## Task instructions
Your task is to reproduce, verbatim and without pictures, the lines from the opening of the listing through the line containing "import React from".

## Given information

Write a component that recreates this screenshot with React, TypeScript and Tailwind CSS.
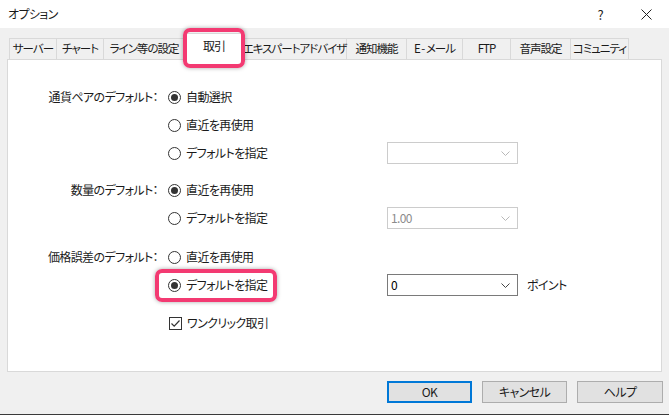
import React from "react";

const tabs = [
  { label: "サーバー", w: "w-[48px]" },
  { label: "チャート", w: "w-[47px]" },
  { label: "ライン等の設定", w: "w-[81px]" },
  { label: "取引", w: "w-[58px]", active: true },
  { label: "エキスパートアドバイザ", w: "w-[104px]" },
  { label: "通知機能", w: "w-[60px]" },
  { label: "E - メール", w: "w-[56px]" },
  { label: "FTP", w: "w-[48px]" },
  { label: "音声設定", w: "w-[60px]" },
  { label: "コミュニティ", w: "w-[58px]" },
];

function Radio({ checked }: { checked?: boolean }) {
  return (
    <span className="w-[13px] h-[13px] rounded-full border border-[#333] bg-white flex items-center justify-center shrink-0">
      {checked && <span className="w-[7px] h-[7px] rounded-full bg-[#333]" />}
    </span>
  );
}

function Checkbox({ checked }: { checked?: boolean }) {
  return (
    <span className="w-[13px] h-[13px] border border-[#333] bg-white shrink-0 flex items-center justify-center">
      {checked && (
        <svg width="11" height="11" viewBox="0 0 11 11">
          <path d="M1.5 5.5 L4.2 8.2 L9.5 2.5" fill="none" stroke="#333" strokeWidth="1.2" />
        </svg>
      )}
    </span>
  );
}

function Select({ value, disabled }: { value?: string; disabled?: boolean }) {
  return (
    <div
      className={`w-[131px] h-[22px] bg-white border flex items-center justify-between pl-[3px] pr-[7px] shrink-0 ${
        disabled ? "border-[#cccccc] text-[#8c8c8c]" : "border-[#7a7a7a] text-black"
      }`}
    >
      <span>{value}</span>
      <svg width="9" height="5" viewBox="0 0 9 5">
        <path d="M0.5 0.5 L4.5 4.5 L8.5 0.5" fill="none" stroke={disabled ? "#b8b8b8" : "#444"} strokeWidth="1" />
      </svg>
    </div>
  );
}

function Row({
  label,
  option,
  checked,
  extra,
}: {
  label?: string;
  option: string;
  checked?: boolean;
  extra?: React.ReactNode;
}) {
  return (
    <div className="h-[28px] flex items-center">
      <div className="w-[153px] pr-[3px] text-right whitespace-nowrap shrink-0">{label}</div>
      <div className="ml-[7px] w-[219px] flex items-center gap-[5px] shrink-0">
        <Radio checked={checked} />
        <span className="whitespace-nowrap">{option}</span>
      </div>
      {extra}
    </div>
  );
}

export default function App() {
  return (
    <div
      className="relative w-[669px] h-[415px] bg-[#f0f0f0] flex flex-col text-[12px] text-[#1a1a1a] leading-none tracking-[-0.6px] border-b border-[#3a3a3a] overflow-hidden [font-feature-settings:'palt'] font-['Noto_Sans_CJK_JP','Noto_Sans',sans-serif]"
    >
      {/* title bar */}
      <div className="h-[28px] bg-white flex items-center pl-[8px] shrink-0">
        <span className="flex-1">オプション</span>
        <span className="text-[13px] text-[#222] mr-[38px]">?</span>
        <svg width="11" height="11" viewBox="0 0 11 11" className="mr-[17px]">
          <path d="M0.5 0.5 L10.5 10.5 M10.5 0.5 L0.5 10.5" stroke="#222" strokeWidth="1" />
        </svg>
      </div>

      {/* tabs */}
      <div className="flex items-end pl-[9px] h-[31px] shrink-0 relative z-10 tracking-[-1px] text-[11.5px]">
        {tabs.map((t) =>
          t.active ? (
            <div
              key={t.label}
              className={`${t.w} h-[27px] -mb-[1px] shrink-0 whitespace-nowrap bg-white border border-b-0 border-[#d9d9d9] flex items-center justify-center pb-[2px] text-[12px]`}
            >
              {t.label}
            </div>
          ) : (
            <div
              key={t.label}
              className={`${t.w} h-[21px] shrink-0 whitespace-nowrap border-t border-r border-[#d9d9d9] first:border-l flex items-center justify-center`}
            >
              {t.label}
            </div>
          )
        )}
      </div>

      {/* panel */}
      <div className="mx-[7px] h-[313px] bg-white border border-[#d9d9d9] pt-[23px] shrink-0">
        <Row label="通貨ペアのデフォルト：" option="自動選択" checked />
        <Row option="直近を再使用" />
        <Row option="デフォルトを指定" extra={<Select disabled />} />

        <div className="mt-[9px]">
          <Row label="数量のデフォルト：" option="直近を再使用" checked />
          <Row option="デフォルトを指定" extra={<Select disabled value="1.00" />} />
        </div>

        <div className="mt-[11px]">
          <Row label="価格誤差のデフォルト：" option="直近を再使用" />
          <Row
            option="デフォルトを指定"
            checked
            extra={
              <div className="flex items-center">
                <Select value="0" />
                <span className="ml-[9px] whitespace-nowrap">ポイント</span>
              </div>
            }
          />
        </div>

        <div className="mt-[10px] h-[28px] flex items-center pl-[161px] gap-[5px]">
          <Checkbox checked />
          <span>ワンクリック取引</span>
        </div>
      </div>

      {/* buttons */}
      <div className="flex justify-end gap-[10px] pr-[6px] mt-[9px]">
        <button className="w-[85px] h-[22px] bg-[#e1e1e1] border-2 border-[#0078d7] text-[#1a1a1a]">OK</button>
        <button className="w-[85px] h-[22px] bg-[#e1e1e1] border border-[#adadad] text-[#1a1a1a]">キャンセル</button>
        <button className="w-[86px] h-[22px] bg-[#e1e1e1] border border-[#adadad] text-[#1a1a1a]">ヘルプ</button>
      </div>

      {/* highlight annotations */}
      <div className="absolute left-[183px] top-[28px] w-[62px] h-[40px] rounded-[7px] border-[4px] border-[#f33a72] shadow-[0_0_4px_rgba(0,0,0,0.35)] z-20" />
      <div className="absolute left-[155px] top-[269px] w-[122px] h-[33px] rounded-[7px] border-[4px] border-[#f33a72] shadow-[0_0_4px_rgba(0,0,0,0.35)] z-20" />
    </div>
  );
}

## Answer below
Write a component that recreates this screenshot with React, TypeScript and Tailwind CSS.
import React from "react";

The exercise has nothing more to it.